Who was Mama Joy you ask? And what made her such a legend?
She ran a Buka on the outskirts of town famous for its Akpu. I honestly cannot remember if she even sold any other meals. She probably did, but her Akpu had something of the stuff legends are made of.
I went to MJ for the first time in my first term in Ugwolawo. I have Idoko Amana a.k.a Venom to thank for that.
It was an exhilaratingly terrifying experience (I’m not sure that expression makes any sense. Lol). You see, the thing was this. We were boarders and to get to MJ, we had to break bounds. This was never a problem for anyone with just the right dose of bravery because as my Geography teacher put it, “There are well over a hundred illegal entry and exit points in and out of this school, and those are just the ones we know about”. However, to break bounds as a first year junior student was taboo. So even though I was excited to be going to MJ, I was terrified of what could happen to me if some random senior student decided Idoko didn’t have enough cred to grant me protection. Being caught by a teacher and possibly expelled was second on my list of worries. We really were in our own little Sicily back then.
I had been eating MJ for quite a while. Whenever I went to Idoko’s hostel to see him, I was almost sure to meet him unwrapping some Akpu. On this particular day he wasn't. So I had asked him if he would be going to MJ that day. I was in my hostel wear (a green and white chequered shirt) and was shocked when he asked me to take off my shirt.

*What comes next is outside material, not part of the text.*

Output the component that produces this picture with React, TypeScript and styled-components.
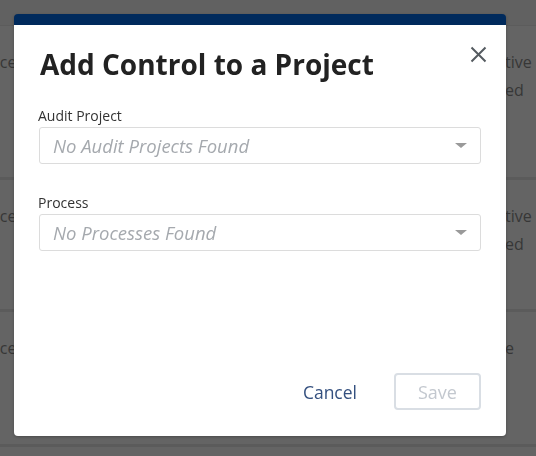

At first I thought I had overstepped some boundary I didn’t know about and I was going to get brushed (slang word for a serious beating). Maybe I had been disrespectful in asking him if he would be going to MJ and he was going to teach me respect. Kinda like when Don Maroni takes Penguin upstate to “see a guy about a thing” in the Gotham TV show. If you are a fan of Batman in any form and you haven’t seen Gotham…I’ll just leave it at that.
Anyway, there I was with my mind racing, trying to figure out what I had done wrong when he laughs and tosses a black tee shirt lying on his bunk bed at me.
”Put that on”, he says, “We are going to MJ”.
I never went to MJ again till my last year in school, after my set had rioted, set a few buildings ablaze and could do pretty much anything they wanted. But over the next couple of years, I would always find someone who was willing to help me buy take out from MJ.
A lot of students were expelled for breaking bounds to patronize Mama Joy and even more were suspended or got punished in one form or the other. But no matter how many gutters were dug or acres of grass cut as punishment, hundreds of students still dreamt of the day they would become seniors so they could finally thread the hallowed paths that led to MJ.
The second senior boarding house master during my time in FGCU seemed to have sworn an oath to completely abolish the MJ culture. I heard stories of him laying ambush along bush paths or hiding in trees to catch people on their way to MJ. He even went as far as fixing some of the breaches in the fence. One time I heard the guys who came across one of such repairs just climbed a nearby tree and swung down a branch on the other side.
Somewhere in the midst of all this adventure was something more malignant.
I don’t know if it was because the food at MJ was so good some people just had to have it at any cost or it was the thrill that came from breaking rules of any kind. I could call it an addiction but it wouldn’t sound quite right, but that was the only thing that could explain students stealing to buy food at MJ.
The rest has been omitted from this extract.